From Spain to Ireland to Italy, European countries gave full-throated support to UEFA over the rebel European Super League at Europe's top court, praising its open model as well as its social and educational importance.
The comments from the countries at a two-day hearing at the Court of Justice of the European Union (CJEU) underline the high stakes involved for UEFA and other sports bodies with monopoly power and lucrative media rights.
The countries' endorsement of UEFA, in effect a call to preserve the status quo, suggests the Court would need to take into account the social and economic aspects of the case, and not just the legal and antitrust arguments.
UEFA found itself in the docks after the Super League accused it of abusing its power to block rival events and penalise players and clubs.
The Super League collapsed barely two days after its announcement last year as elite English, French and Italian clubs pulled out following outcry from fans and governments, leaving just Real Madrid, Barcelona and Juventus involved in the project.
Hungary said UEFA represents the values of the European Sports Model in terms of protecting the physical and moral integrity of players and merit-based competition.
"These are values which UEFA and FIFA follow, both in the organisation of sports and the reallocation of revenues," Hungary's lawyer Ester Gyarmati told the 15-judge panel on the second day of the hearing.

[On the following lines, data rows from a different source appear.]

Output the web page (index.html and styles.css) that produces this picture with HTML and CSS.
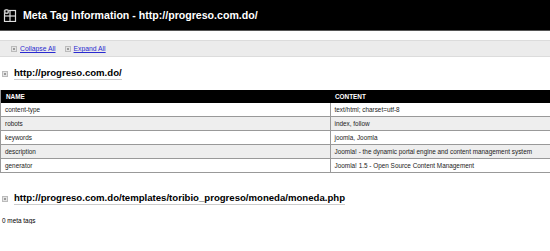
FILE: index.html
```html
<!DOCTYPE html>
<html lang="en">
<head>
  <meta charset="UTF-8">
  <title>Meta Tag Information</title>
  <link rel="stylesheet" href="styles.css">
</head>
<body>
  <div class="page-header">
    <svg class="page-header__icon" width="14" height="14" viewBox="0 0 14 14">
      <rect x="1.5" y="2.5" width="11" height="11" fill="none" stroke="#ddd" stroke-width="1.2"/>
      <line x1="7" y1="2.5" x2="7" y2="13.5" stroke="#ddd" stroke-width="1.2"/>
      <line x1="1.5" y1="8" x2="12.5" y2="8" stroke="#ddd" stroke-width="1.2"/>
      <circle cx="3.5" cy="3.5" r="2.6" fill="#bbb"/>
      <circle cx="3.5" cy="3.5" r="1" fill="#000"/>
    </svg>
    <h1 class="page-header__title">Meta Tag Information - http://progreso.com.do/</h1>
  </div>

  <div class="toolbar">
    <span class="toggle-icon"></span><a href="#" class="toolbar__link">Collapse All</a>
    <span class="toggle-icon"></span><a href="#" class="toolbar__link">Expand All</a>
  </div>

  <div class="section">
    <div class="section__head">
      <span class="toggle-icon"></span>
      <h2 class="section__title">http://progreso.com.do/</h2>
    </div>
    <table class="meta-table">
      <thead>
        <tr><th class="meta-table__name">NAME</th><th>CONTENT</th></tr>
      </thead>
      <tbody>
        <tr><td>content-type</td><td>text/html; charset=utf-8</td></tr>
        <tr class="is-odd"><td>robots</td><td>index, follow</td></tr>
        <tr><td>keywords</td><td>joomla, Joomla</td></tr>
        <tr class="is-odd"><td>description</td><td>Joomla! - the dynamic portal engine and content management system</td></tr>
        <tr><td>generator</td><td>Joomla! 1.5 - Open Source Content Management</td></tr>
      </tbody>
    </table>
  </div>

  <div class="section">
    <div class="section__head">
      <span class="toggle-icon"></span>
      <h2 class="section__title">http://progreso.com.do/templates/toribio_progreso/moneda/moneda.php</h2>
    </div>
    <p class="section__empty">0 meta tags</p>
  </div>
</body>
</html>
```

FILE: styles.css
```css
/* General styles */
body {
  margin: 0;
  font-family: "Liberation Sans", Arial, sans-serif;
  color: #000;
  background: #fff;
}

.page-header {
  display: flex;
  align-items: center;
  height: 30px;
  background: #000;
  border-bottom: 1px solid #555;
  padding-left: 3px;
}

.page-header__icon {
  margin-right: 6px;
}

.page-header__title {
  margin: 0;
  color: #fff;
  font-size: 10.6px;
  font-weight: bold;
}

.toolbar {
  display: flex;
  align-items: center;
  margin-top: 9px;
  height: 15px;
  background: #ececec;
  border-top: 1px solid #dcdcdc;
  border-bottom: 1px solid #dcdcdc;
  padding-left: 11px;
}

.toolbar__link {
  font-size: 6.8px;
  color: #2a2ad0;
  margin-right: 9px;
}

.toggle-icon {
  display: inline-block;
  width: 4px;
  height: 4px;
  border: 1px solid #bbb;
  background: #e4e4e4;
  margin-right: 3px;
  position: relative;
}

.toggle-icon::after {
  content: "";
  position: absolute;
  left: 1px;
  top: 1px;
  width: 2px;
  height: 2px;
  background: #999;
}

.section__head {
  display: flex;
  align-items: center;
  padding: 10px 0 0 2px;
  margin-bottom: 10px;
}

.section__head .toggle-icon {
  margin-right: 6px;
}

.section__title {
  margin: 0;
  font-size: 9.6px;
  font-weight: bold;
  border-bottom: 1px solid #ccc;
  padding-bottom: 1px;
}

.meta-table {
  width: 100%;
  border-collapse: collapse;
  font-size: 6.4px;
  border-left: 1px solid #999;
  margin-bottom: 9px;
}

.meta-table th {
  background: #000;
  color: #fff;
  text-align: left;
  font-weight: bold;
  height: 13px;
  padding: 0 0 0 5px;
}

.meta-table__name {
  width: 324px;
}

.meta-table td {
  height: 13px;
  padding: 0 0 0 4px;
  border-bottom: 1px solid #999;
  color: #222;
}

.meta-table td + td {
  border-left: 1px solid #999;
}

.meta-table .is-odd td {
  background: #eee;
}

.section__empty {
  margin: 0;
  padding: 2px 0 0 2px;
  font-size: 6.4px;
}
```
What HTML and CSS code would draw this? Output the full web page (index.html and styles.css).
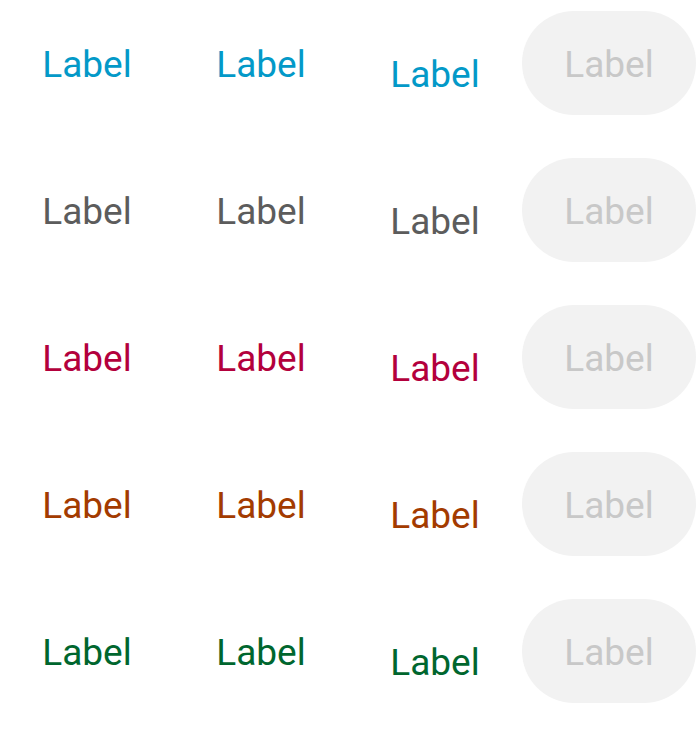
FILE: index.html
```html
<!DOCTYPE html>
<html>
<head>
<meta charset="utf-8">
<link rel="stylesheet" href="styles.css">
</head>
<body>
<div class="grid">
  <div class="row blue">
    <button class="btn">Label</button>
    <button class="btn">Label</button>
    <button class="btn low">Label</button>
    <button class="btn disabled">Label</button>
  </div>
  <div class="row gray">
    <button class="btn">Label</button>
    <button class="btn">Label</button>
    <button class="btn low">Label</button>
    <button class="btn disabled">Label</button>
  </div>
  <div class="row red">
    <button class="btn">Label</button>
    <button class="btn">Label</button>
    <button class="btn low">Label</button>
    <button class="btn disabled">Label</button>
  </div>
  <div class="row orange">
    <button class="btn">Label</button>
    <button class="btn">Label</button>
    <button class="btn low">Label</button>
    <button class="btn disabled">Label</button>
  </div>
  <div class="row green">
    <button class="btn">Label</button>
    <button class="btn">Label</button>
    <button class="btn low">Label</button>
    <button class="btn disabled">Label</button>
  </div>
</div>
</body>
</html>
```
FILE: styles.css
```css
html, body {
  margin: 0;
  padding: 0;
  background: #ffffff;
}
.grid {
  display: flex;
  flex-direction: column;
  gap: 43px;
  padding-top: 11px;
}
.row {
  display: grid;
  grid-template-columns: repeat(4, 174px);
  height: 104px;
}
.btn {
  font-family: Roboto, "Liberation Sans", sans-serif;
  font-size: 37px;
  font-weight: 400;
  border: none;
  background: transparent;
  border-radius: 52px;
  height: 104px;
  width: 174px;
  padding: 2px 0 0 0;
  margin: 0;
  display: flex;
  align-items: center;
  justify-content: center;
  color: inherit;
}
.btn.low {
  padding-top: 22px;
}
.btn.disabled {
  background: #f2f2f2;
  color: #c8c8c8;
}
.blue { color: #0399c8; }
.gray { color: #5c5c5c; }
.red { color: #b3003c; }
.orange { color: #a33b00; }
.green { color: #00662e; }
```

UEFA's restrictions clearly infringe EU competition law but are justified to safeguard the European Sports Model, Austria's lawyer Franz Koppensteiner said.
Malta's lawyer took a pop at the Super League.
"The Super League only took into account the narrow interests of its clubs, it ignores the open nature of competition based on merits," Malta's lawyer Andria Buhagiar said.
Romania's lawyer said the case was an existentialist one.
"This cartel cannot co-exist with the organisation of UEFA and FIFA without leading to the certain death of open competition," its lawyer Emilia Gane said.
The European Commission, which acts as the competition enforcer in the 27-country bloc, took a more nuanced stand, saying there should be checks and balances on monopoly power.
"The exercise of regulatory functions must be subject to limits, obligations and control to prevent such bodies from distorting competition," its lawyer Carlos Urraca Caviedes said.
He said the European Sports Model was one way to run a sport but alternative governing bodies could be another.
Urraca Caviedes, however, criticised UEFA and FIFA's sanctions against players.
"It does not seem sanctions excluding players from participating in UEFA, FIFA are necessary or proportionate to protect those principles," he said.
The Court will issue its ruling next year.